### EXERCISE BRIEF
Reproduce the listing below character for character; drop every image.

### DATASET EXCERPT ###

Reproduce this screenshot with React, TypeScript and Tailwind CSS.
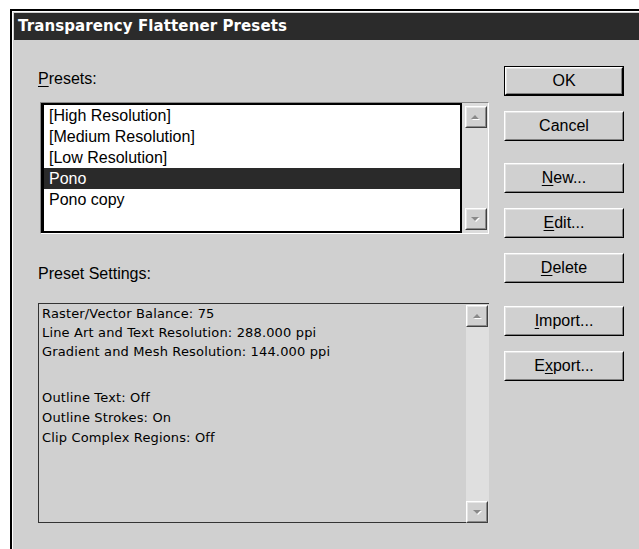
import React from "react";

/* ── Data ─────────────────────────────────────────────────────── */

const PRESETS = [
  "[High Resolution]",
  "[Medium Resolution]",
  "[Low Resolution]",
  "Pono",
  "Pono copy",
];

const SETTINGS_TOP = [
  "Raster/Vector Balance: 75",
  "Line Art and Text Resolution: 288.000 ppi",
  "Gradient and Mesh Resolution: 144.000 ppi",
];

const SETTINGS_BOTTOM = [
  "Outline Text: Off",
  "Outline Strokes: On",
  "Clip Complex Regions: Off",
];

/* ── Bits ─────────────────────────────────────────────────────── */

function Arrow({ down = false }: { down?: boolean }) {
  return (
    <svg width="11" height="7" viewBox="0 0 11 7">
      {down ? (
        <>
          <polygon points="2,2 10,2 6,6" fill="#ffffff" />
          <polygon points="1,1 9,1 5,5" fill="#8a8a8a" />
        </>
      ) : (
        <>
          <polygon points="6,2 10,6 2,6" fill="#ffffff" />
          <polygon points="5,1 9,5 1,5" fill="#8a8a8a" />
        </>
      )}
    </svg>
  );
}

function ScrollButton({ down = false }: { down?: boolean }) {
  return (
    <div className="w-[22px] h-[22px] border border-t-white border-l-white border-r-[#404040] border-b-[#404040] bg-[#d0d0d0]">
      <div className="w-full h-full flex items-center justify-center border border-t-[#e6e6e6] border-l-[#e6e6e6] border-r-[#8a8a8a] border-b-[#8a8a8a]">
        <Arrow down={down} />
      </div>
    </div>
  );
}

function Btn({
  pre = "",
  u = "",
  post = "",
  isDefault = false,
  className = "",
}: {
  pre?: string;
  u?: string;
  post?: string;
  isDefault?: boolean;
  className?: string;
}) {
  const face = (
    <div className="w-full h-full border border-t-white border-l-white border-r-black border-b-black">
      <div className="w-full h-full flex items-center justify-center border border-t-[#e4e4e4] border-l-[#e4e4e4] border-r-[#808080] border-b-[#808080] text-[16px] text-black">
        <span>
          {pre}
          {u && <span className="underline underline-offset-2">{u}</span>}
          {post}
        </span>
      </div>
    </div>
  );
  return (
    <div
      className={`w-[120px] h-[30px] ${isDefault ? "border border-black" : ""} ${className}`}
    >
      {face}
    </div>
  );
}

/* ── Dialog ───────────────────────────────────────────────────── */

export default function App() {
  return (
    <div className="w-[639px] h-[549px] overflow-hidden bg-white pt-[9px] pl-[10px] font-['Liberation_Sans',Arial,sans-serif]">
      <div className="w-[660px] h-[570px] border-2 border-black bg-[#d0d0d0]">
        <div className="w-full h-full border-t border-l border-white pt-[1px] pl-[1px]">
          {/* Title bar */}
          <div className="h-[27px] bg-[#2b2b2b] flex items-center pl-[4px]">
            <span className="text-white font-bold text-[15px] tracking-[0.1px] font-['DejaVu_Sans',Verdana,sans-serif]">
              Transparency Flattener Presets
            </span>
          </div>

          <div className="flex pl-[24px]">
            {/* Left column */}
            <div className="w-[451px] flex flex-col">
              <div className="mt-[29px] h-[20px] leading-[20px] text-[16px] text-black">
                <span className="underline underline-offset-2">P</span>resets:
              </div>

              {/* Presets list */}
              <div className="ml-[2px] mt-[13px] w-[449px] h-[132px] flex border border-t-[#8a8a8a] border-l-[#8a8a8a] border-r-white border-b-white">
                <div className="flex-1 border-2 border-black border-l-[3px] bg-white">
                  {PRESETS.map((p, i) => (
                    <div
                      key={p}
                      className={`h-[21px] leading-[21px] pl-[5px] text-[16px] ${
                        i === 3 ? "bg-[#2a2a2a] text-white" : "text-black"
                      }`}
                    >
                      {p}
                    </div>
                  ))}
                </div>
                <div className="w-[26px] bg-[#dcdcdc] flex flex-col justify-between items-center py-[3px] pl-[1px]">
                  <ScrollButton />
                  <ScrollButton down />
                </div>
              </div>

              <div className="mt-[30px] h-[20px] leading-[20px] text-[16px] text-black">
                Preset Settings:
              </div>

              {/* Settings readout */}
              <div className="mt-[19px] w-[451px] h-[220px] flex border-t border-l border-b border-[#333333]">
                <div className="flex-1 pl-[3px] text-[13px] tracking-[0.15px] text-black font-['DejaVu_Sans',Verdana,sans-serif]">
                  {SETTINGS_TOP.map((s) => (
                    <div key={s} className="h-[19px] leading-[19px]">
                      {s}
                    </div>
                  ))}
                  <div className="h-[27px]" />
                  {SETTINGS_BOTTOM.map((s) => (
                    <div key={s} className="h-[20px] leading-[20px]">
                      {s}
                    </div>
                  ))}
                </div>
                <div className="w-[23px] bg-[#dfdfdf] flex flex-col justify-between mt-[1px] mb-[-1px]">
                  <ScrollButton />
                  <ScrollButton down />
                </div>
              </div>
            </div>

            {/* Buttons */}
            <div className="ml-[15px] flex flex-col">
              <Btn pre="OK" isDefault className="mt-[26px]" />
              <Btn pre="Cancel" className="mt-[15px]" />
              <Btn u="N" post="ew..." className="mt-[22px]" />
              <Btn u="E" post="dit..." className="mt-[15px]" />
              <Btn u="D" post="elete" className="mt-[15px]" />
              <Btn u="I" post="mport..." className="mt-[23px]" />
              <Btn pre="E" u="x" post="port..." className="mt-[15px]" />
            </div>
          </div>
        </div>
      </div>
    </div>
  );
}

###

### THE RESULT
Reproduce this screenshot with React, TypeScript and Tailwind CSS.
import React from "react";

/* ── Data ─────────────────────────────────────────────────────── */

const PRESETS = [
  "[High Resolution]",
  "[Medium Resolution]",
  "[Low Resolution]",
  "Pono",
  "Pono copy",
];

const SETTINGS_TOP = [
  "Raster/Vector Balance: 75",
  "Line Art and Text Resolution: 288.000 ppi",
  "Gradient and Mesh Resolution: 144.000 ppi",
];

const SETTINGS_BOTTOM = [
  "Outline Text: Off",
  "Outline Strokes: On",
  "Clip Complex Regions: Off",
];

/* ── Bits ─────────────────────────────────────────────────────── */

function Arrow({ down = false }: { down?: boolean }) {
  return (
    <svg width="11" height="7" viewBox="0 0 11 7">
      {down ? (
        <>
          <polygon points="2,2 10,2 6,6" fill="#ffffff" />
          <polygon points="1,1 9,1 5,5" fill="#8a8a8a" />
        </>
      ) : (
        <>
          <polygon points="6,2 10,6 2,6" fill="#ffffff" />
          <polygon points="5,1 9,5 1,5" fill="#8a8a8a" />
        </>
      )}
    </svg>
  );
}

function ScrollButton({ down = false }: { down?: boolean }) {
  return (
    <div className="w-[22px] h-[22px] border border-t-white border-l-white border-r-[#404040] border-b-[#404040] bg-[#d0d0d0]">
      <div className="w-full h-full flex items-center justify-center border border-t-[#e6e6e6] border-l-[#e6e6e6] border-r-[#8a8a8a] border-b-[#8a8a8a]">
        <Arrow down={down} />
      </div>
    </div>
  );
}

function Btn({
  pre = "",
  u = "",
  post = "",
  isDefault = false,
  className = "",
}: {
  pre?: string;
  u?: string;
  post?: string;
  isDefault?: boolean;
  className?: string;
}) {
  const face = (
    <div className="w-full h-full border border-t-white border-l-white border-r-black border-b-black">
      <div className="w-full h-full flex items-center justify-center border border-t-[#e4e4e4] border-l-[#e4e4e4] border-r-[#808080] border-b-[#808080] text-[16px] text-black">
        <span>
          {pre}
          {u && <span className="underline underline-offset-2">{u}</span>}
          {post}
        </span>
      </div>
    </div>
  );
  return (
    <div
      className={`w-[120px] h-[30px] ${isDefault ? "border border-black" : ""} ${className}`}
    >
      {face}
    </div>
  );
}

/* ── Dialog ───────────────────────────────────────────────────── */

export default function App() {
  return (
    <div className="w-[639px] h-[549px] overflow-hidden bg-white pt-[9px] pl-[10px] font-['Liberation_Sans',Arial,sans-serif]">
      <div className="w-[660px] h-[570px] border-2 border-black bg-[#d0d0d0]">
        <div className="w-full h-full border-t border-l border-white pt-[1px] pl-[1px]">
          {/* Title bar */}
          <div className="h-[27px] bg-[#2b2b2b] flex items-center pl-[4px]">
            <span className="text-white font-bold text-[15px] tracking-[0.1px] font-['DejaVu_Sans',Verdana,sans-serif]">
              Transparency Flattener Presets
            </span>
          </div>

          <div className="flex pl-[24px]">
            {/* Left column */}
            <div className="w-[451px] flex flex-col">
              <div className="mt-[29px] h-[20px] leading-[20px] text-[16px] text-black">
                <span className="underline underline-offset-2">P</span>resets:
              </div>

              {/* Presets list */}
              <div className="ml-[2px] mt-[13px] w-[449px] h-[132px] flex border border-t-[#8a8a8a] border-l-[#8a8a8a] border-r-white border-b-white">
                <div className="flex-1 border-2 border-black border-l-[3px] bg-white">
                  {PRESETS.map((p, i) => (
                    <div
                      key={p}
                      className={`h-[21px] leading-[21px] pl-[5px] text-[16px] ${
                        i === 3 ? "bg-[#2a2a2a] text-white" : "text-black"
                      }`}
                    >
                      {p}
                    </div>
                  ))}
                </div>
                <div className="w-[26px] bg-[#dcdcdc] flex flex-col justify-between items-center py-[3px] pl-[1px]">
                  <ScrollButton />
                  <ScrollButton down />
                </div>
              </div>

              <div className="mt-[30px] h-[20px] leading-[20px] text-[16px] text-black">
                Preset Settings:
              </div>

              {/* Settings readout */}
              <div className="mt-[19px] w-[451px] h-[220px] flex border-t border-l border-b border-[#333333]">
                <div className="flex-1 pl-[3px] text-[13px] tracking-[0.15px] text-black font-['DejaVu_Sans',Verdana,sans-serif]">
                  {SETTINGS_TOP.map((s) => (
                    <div key={s} className="h-[19px] leading-[19px]">
                      {s}
                    </div>
                  ))}
                  <div className="h-[27px]" />
                  {SETTINGS_BOTTOM.map((s) => (
                    <div key={s} className="h-[20px] leading-[20px]">
                      {s}
                    </div>
                  ))}
                </div>
                <div className="w-[23px] bg-[#dfdfdf] flex flex-col justify-between mt-[1px] mb-[-1px]">
                  <ScrollButton />
                  <ScrollButton down />
                </div>
              </div>
            </div>

            {/* Buttons */}
            <div className="ml-[15px] flex flex-col">
              <Btn pre="OK" isDefault className="mt-[26px]" />
              <Btn pre="Cancel" className="mt-[15px]" />
              <Btn u="N" post="ew..." className="mt-[22px]" />
              <Btn u="E" post="dit..." className="mt-[15px]" />
              <Btn u="D" post="elete" className="mt-[15px]" />
              <Btn u="I" post="mport..." className="mt-[23px]" />
              <Btn pre="E" u="x" post="port..." className="mt-[15px]" />
            </div>
          </div>
        </div>
      </div>
    </div>
  );
}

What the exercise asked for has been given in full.